Now in A’s camp as a non-roster invitee, the right-hander had his first chance to prove he can still throw it as he did two years ago.
Bridwell pitched an inning of work in Saturday’s 6-5 win over the White Sox. He took over in the top of the sixth at Hohokam Stadium and did not start out great as he allowed back-to-back hits, the second an RBI double to Jose Rondon. But Bridwell bounced back and retired the next two hitters to end the inning.
“It was awesome just to be back out there, especially after missing that significant amount of time I did last year,” Bridwell said. “I felt like I could have been a little more down in the zone but it’s the first game. I’m just out there trying to stay healthy and pumping strikes in the zone.”
Bridwell, 27, is among several pitchers in A’s camp battling it out for a spot in the starting rotation.

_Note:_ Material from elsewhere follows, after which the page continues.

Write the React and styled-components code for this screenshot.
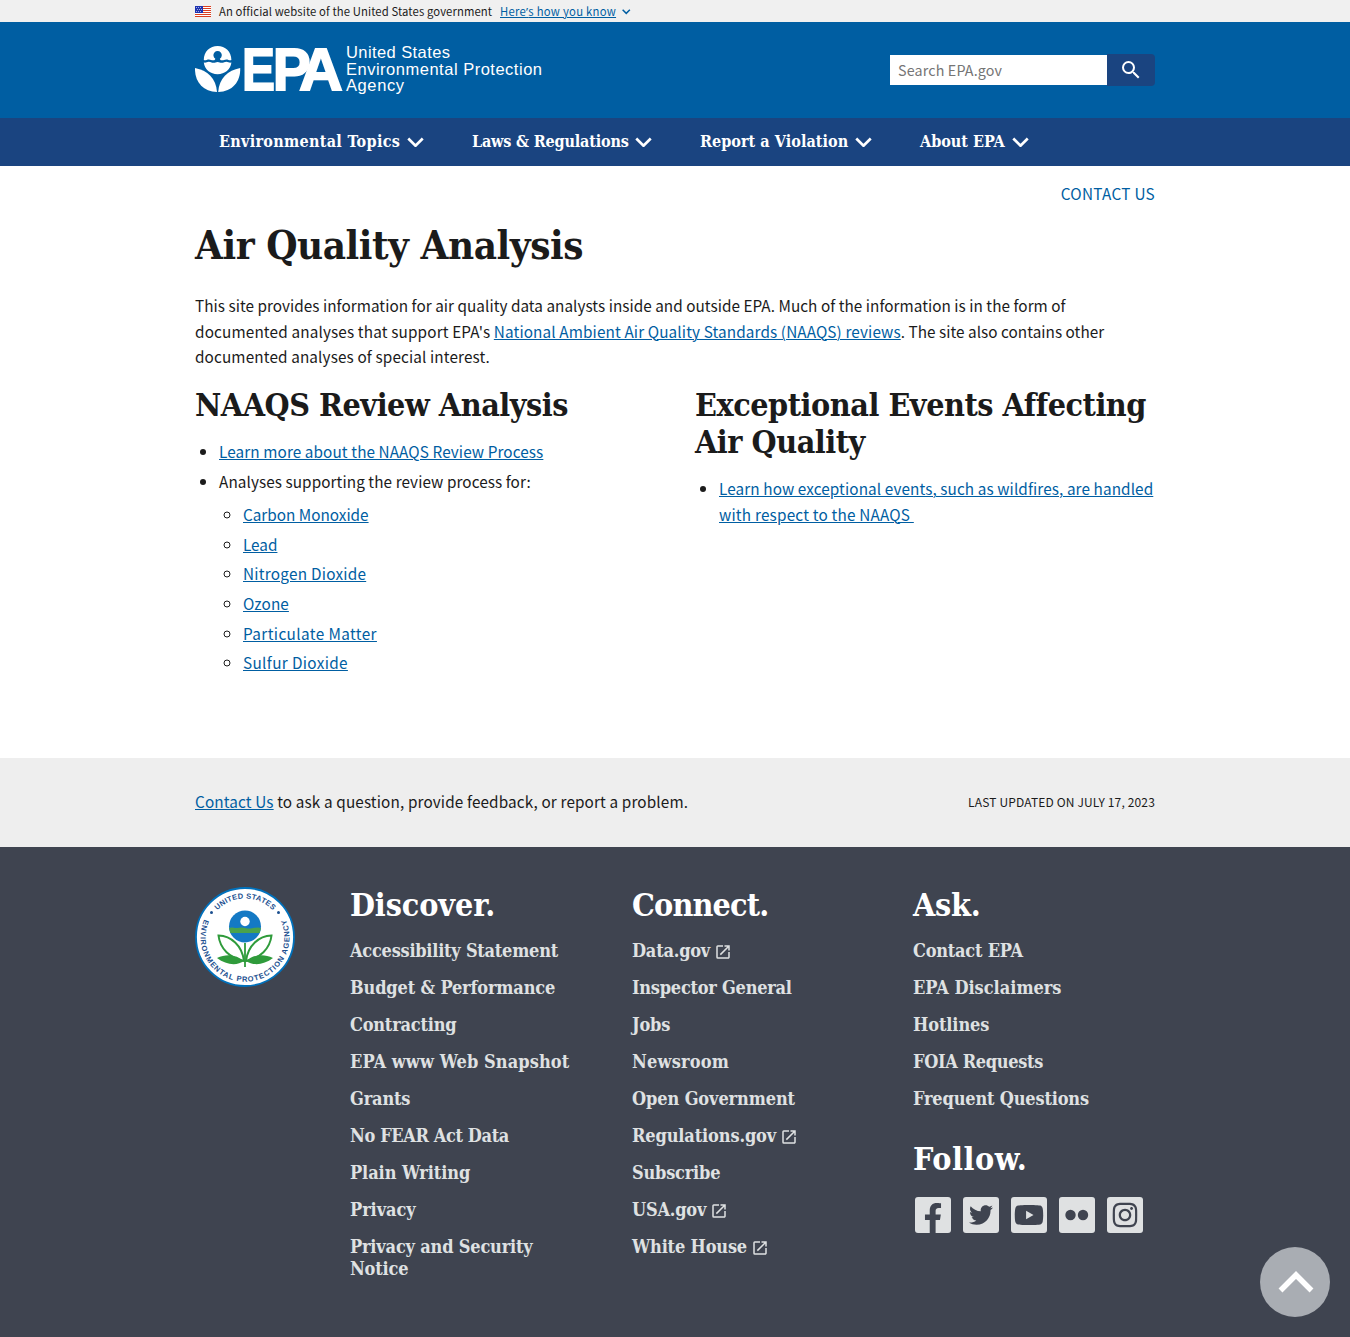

He’s well aware of his standing coming off a rough 2018 season. It won’t be easy cracking the A’s opening day roster, but Bridwell is looking to make the decision as tough as possible.
“There’s motivation every day coming in here with a bunch of guys fighting for spots,” Bridwell said. “I can’t control what they decide to do. I can only come in and do my job on the mound. I’m coming in and working every day and we’ll see how the bricks fall.”
A’s manager Bob Melvin knows what Bridwell is capable of having faced him plenty of times over the past couple of years. The true evaluation of him won’t come until he gets stretched out to a few more innings in his spring appearances, but Melvin saw some things he liked.
“He’s got a good little breaking ball and split,” Melvin said. “He’s got some velocity. He hits his breaking stuff good, it’s not in the zone for too long. You talk about the depth we have, he certainly is part of that. I think the longer we see him in camp, the more he will impress us.”
Bridwell is hoping the change of scenery will benefit him. He’s always been a fan of the vibe given off by the A’s as an opposing player. It’s even better than what he imagined now actually witnessing it in the clubhouse.
“There’s a family-feel here. Everybody is close to each other,” Bridwell said. “The way they play is second to none. They’re scrappy, like to score runs and do the little things right. I’m all for being a pitcher on this side now.”
Bridwell making the team would be a feel-good story. But he’s not expecting anything to be handed to him. He can’t after the offseason he just went through. He knows anything can happen.
“My phone could ring this spring and things could go the other way,” Bridwell said. “I just have to come in and prove to them that I can get back a repeat a season like I had two years ago.”
— New A’s reliever Joakim Soria threw to hitters at the club’s minor league complex Saturday morning. After dealing with a hip injury last week, Soria is now fully healthy and expected to appear in his first game with the A’s at some point in the next few days.